Augustine of Hippo
-The story of Augustine’s life is the triumph of the grace of the sovereign God.-
As he wandered literally across the cities of the Roman Empire, he also wandered over the worldviews and philosophies of his day. He was running from God. He was soon caught in the grip of Manichaeism, a distant form of Platonism that added some elements of Christianity (deeply distorted) and of the mystery religions from the various lands that Rome conquered. Augustine was particularly occupied with the question of the nature and origin of good and evil. His mind was restless.
-light-
In a garden by a fountain in Milan, something very unexpected happened in the life of Augustine. Four things led up to the moment. First, one of Augustine’s friends died. Augustine tells us of many of his friends throughout The Confessions, but this one remains nameless, as if naming him were too sorrowful for Augustine. The second thing concerned his mother. As Augustine wandered, Monica followed close behind. She, too, had come to Milan. Throughout Augustine’s life, she never stopped praying for her son’s salvation, and she never wavered in her belief that God could save him. Third, Augustine heard the preaching of Ambrose. Augustine had “tried” Christianity but found it rhetorically unsatisfying. But then he heard the persuasive and compelling preaching of Ambrose. This led Augustine to read the New Testament. The fourth thing that happened concerned his quest for happiness and the fulfillment of his deepest longings and desires. The more he pursued happiness, the more unhappy he felt. The more he pursued fulfillment, the more empty he felt. He was a ship pulling into all the wrong ports. In the first paragraph of The Confessions, he pens the classic line “Our hearts are restless, until they find their rest in You.”
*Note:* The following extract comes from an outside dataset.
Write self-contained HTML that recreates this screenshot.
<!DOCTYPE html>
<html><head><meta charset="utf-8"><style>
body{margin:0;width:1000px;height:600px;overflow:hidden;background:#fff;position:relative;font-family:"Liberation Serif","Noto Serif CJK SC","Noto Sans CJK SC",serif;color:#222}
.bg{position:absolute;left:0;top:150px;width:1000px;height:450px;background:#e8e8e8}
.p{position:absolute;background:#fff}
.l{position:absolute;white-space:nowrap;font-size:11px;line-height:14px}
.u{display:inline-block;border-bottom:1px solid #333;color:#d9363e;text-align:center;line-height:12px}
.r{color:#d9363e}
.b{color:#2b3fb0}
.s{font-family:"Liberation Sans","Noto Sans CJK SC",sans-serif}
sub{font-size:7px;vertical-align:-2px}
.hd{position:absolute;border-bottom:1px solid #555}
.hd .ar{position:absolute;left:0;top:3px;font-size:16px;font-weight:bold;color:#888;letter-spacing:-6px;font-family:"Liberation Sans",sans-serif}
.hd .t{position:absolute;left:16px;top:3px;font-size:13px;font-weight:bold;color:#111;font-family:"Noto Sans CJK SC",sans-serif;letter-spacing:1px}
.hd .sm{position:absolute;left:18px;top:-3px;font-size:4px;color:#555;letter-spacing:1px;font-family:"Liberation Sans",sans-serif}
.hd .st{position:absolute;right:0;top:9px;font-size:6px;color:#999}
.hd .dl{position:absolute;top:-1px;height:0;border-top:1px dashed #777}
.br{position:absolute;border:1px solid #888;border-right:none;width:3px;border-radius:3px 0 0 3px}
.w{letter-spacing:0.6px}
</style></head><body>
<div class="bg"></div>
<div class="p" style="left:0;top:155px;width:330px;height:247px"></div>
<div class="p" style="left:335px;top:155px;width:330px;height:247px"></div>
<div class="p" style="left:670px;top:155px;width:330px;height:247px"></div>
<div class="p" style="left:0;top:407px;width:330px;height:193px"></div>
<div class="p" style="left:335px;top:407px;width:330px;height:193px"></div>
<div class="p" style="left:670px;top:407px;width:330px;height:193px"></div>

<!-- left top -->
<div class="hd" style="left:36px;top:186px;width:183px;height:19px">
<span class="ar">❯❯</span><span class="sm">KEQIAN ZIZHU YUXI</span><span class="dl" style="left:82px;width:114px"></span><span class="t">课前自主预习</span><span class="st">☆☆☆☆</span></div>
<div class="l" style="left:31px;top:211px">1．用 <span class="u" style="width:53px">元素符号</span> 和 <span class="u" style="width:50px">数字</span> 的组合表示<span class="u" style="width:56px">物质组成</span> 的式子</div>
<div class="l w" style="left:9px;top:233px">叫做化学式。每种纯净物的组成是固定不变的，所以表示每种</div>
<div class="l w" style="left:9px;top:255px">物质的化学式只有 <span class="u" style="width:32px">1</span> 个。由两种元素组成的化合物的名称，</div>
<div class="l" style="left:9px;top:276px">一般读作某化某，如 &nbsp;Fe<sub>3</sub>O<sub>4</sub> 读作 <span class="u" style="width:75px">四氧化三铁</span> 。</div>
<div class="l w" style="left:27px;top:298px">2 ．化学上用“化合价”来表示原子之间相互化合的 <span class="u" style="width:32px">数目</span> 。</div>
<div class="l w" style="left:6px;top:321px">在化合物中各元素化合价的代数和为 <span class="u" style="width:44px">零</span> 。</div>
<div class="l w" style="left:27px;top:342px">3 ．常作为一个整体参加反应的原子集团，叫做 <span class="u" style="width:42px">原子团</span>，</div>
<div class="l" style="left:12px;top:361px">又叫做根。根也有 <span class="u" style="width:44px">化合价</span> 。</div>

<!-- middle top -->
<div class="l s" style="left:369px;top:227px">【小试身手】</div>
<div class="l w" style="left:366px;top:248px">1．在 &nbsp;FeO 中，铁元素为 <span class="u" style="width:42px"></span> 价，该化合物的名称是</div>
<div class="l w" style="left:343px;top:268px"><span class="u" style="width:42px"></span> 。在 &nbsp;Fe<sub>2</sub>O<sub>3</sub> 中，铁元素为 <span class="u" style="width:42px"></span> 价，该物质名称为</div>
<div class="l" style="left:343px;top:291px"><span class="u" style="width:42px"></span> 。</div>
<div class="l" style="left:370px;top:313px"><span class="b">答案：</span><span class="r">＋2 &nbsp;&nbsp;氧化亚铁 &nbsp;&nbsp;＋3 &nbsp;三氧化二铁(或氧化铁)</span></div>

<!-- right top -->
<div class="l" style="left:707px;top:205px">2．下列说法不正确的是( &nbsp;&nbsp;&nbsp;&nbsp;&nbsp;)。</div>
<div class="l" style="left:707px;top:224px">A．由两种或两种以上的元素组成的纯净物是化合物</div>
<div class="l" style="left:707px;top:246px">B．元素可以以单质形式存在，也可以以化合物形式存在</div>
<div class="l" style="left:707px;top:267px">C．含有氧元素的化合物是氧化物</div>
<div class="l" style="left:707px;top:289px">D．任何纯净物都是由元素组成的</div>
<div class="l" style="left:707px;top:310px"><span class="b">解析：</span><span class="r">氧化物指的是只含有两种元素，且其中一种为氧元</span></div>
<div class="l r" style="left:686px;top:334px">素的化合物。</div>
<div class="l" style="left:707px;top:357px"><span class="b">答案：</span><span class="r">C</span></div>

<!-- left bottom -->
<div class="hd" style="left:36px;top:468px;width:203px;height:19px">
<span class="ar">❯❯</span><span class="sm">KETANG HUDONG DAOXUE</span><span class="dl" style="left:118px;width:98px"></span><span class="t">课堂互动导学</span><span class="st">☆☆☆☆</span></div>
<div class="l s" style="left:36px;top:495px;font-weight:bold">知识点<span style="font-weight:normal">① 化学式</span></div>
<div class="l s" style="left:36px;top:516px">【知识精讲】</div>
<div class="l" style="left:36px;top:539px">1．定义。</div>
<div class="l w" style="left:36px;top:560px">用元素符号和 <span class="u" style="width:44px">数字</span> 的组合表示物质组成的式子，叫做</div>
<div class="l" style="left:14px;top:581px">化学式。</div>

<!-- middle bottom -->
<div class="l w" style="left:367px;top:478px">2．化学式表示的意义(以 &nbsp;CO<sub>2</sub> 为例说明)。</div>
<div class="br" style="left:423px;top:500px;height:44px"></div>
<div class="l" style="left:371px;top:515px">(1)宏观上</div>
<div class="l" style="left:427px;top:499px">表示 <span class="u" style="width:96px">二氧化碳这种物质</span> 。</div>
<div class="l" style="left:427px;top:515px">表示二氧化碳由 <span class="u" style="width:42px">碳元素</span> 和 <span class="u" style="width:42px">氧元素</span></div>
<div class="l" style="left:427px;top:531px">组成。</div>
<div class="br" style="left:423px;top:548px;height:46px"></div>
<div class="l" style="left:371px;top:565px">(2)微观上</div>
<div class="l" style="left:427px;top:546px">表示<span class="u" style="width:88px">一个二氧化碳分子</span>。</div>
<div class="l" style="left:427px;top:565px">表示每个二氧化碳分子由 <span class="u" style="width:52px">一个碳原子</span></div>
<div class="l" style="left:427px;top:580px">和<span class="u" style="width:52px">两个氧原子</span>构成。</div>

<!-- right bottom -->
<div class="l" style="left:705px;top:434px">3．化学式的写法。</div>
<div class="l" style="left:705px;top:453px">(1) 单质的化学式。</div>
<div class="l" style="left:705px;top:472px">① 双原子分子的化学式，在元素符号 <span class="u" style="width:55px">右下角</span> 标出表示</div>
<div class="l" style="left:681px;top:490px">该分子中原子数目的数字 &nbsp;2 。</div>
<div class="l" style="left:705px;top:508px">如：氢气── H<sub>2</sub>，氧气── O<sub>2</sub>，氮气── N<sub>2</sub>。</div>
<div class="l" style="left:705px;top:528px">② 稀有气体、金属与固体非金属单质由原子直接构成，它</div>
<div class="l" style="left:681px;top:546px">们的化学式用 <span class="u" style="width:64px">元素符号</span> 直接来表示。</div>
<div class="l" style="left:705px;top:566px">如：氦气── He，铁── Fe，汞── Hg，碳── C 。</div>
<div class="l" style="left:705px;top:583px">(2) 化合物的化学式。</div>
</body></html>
And so he was in a garden with his friend Alypius. He had a copy of Paul’s epistle to the Romans with him, and he heard what he could swear sounded like children singing in a game, “Tolle, lege. Tolle, lege.” “Take up, read. Take up, read.” And so he read Romans, and suddenly, light flooded his soul and drove the darkness and doubt away. Augustine found what he had been looking for: truth, joy, life, happiness, and peace. His restless heart found rest.
As Augustine himself would come to teach, however, he did not find God; God found him. Consequently, there is a fifth and ultimate element to the story of Augustine’s conversion in Milan in 386. As Augustine thought he was wandering from God, “the Hound of Heaven,” as Augustine calls God in his Psalms commentary, was all the while bringing Augustine to Himself. The story of Augustine’s life is the triumph of the grace of the sovereign God. As human actors play out their lives, God sovereignly governs all human affairs, bringing all things to the fulfillment of His eternal decrees and purpose, as an accomplished archer sends the arrow to the very middle of the bull’s-eye.
Right after Augustine’s conversion, he and some friends went to Cassiacum, a resort town nestled near the foot of the Italian Alps. There Augustine, a new Christian, wrote his first Christian books (Augustine had written many books before his conversion on a range of subjects, but they are all lost to history). The second of these books is a short dialogue titled On the Happy Life. Like Plato’s “Allegory of the Cave” or Voltaire’s “The Story of a Good Brahmin,” this text explores the basic question of happiness and how to attain it. Augustine says that few ever do. But those who do attain happiness, like him, know this: “Whoever is happy has God.” He adds that having God is thoroughly enjoying God.
Augustine returned to Milan and was baptized by Ambrose in the spring of 387, along with Adeodatus and Alypius, and immediately planned to return home. Augustine dismissed his mistress rather than marrying her, an act that he later regretted. He kept his son with him. They, along with Monica, arrived in Ostia, the port city that served the city of Rome, rented rooms overlooking a courtyard, and awaited passage back to Carthage. There in Ostia, Monica died, and “a great wave of sorrow surged” into Augustine’s heart. The episode, found in book 9 of The Confessions, is one of the most touching moments that Augustine records.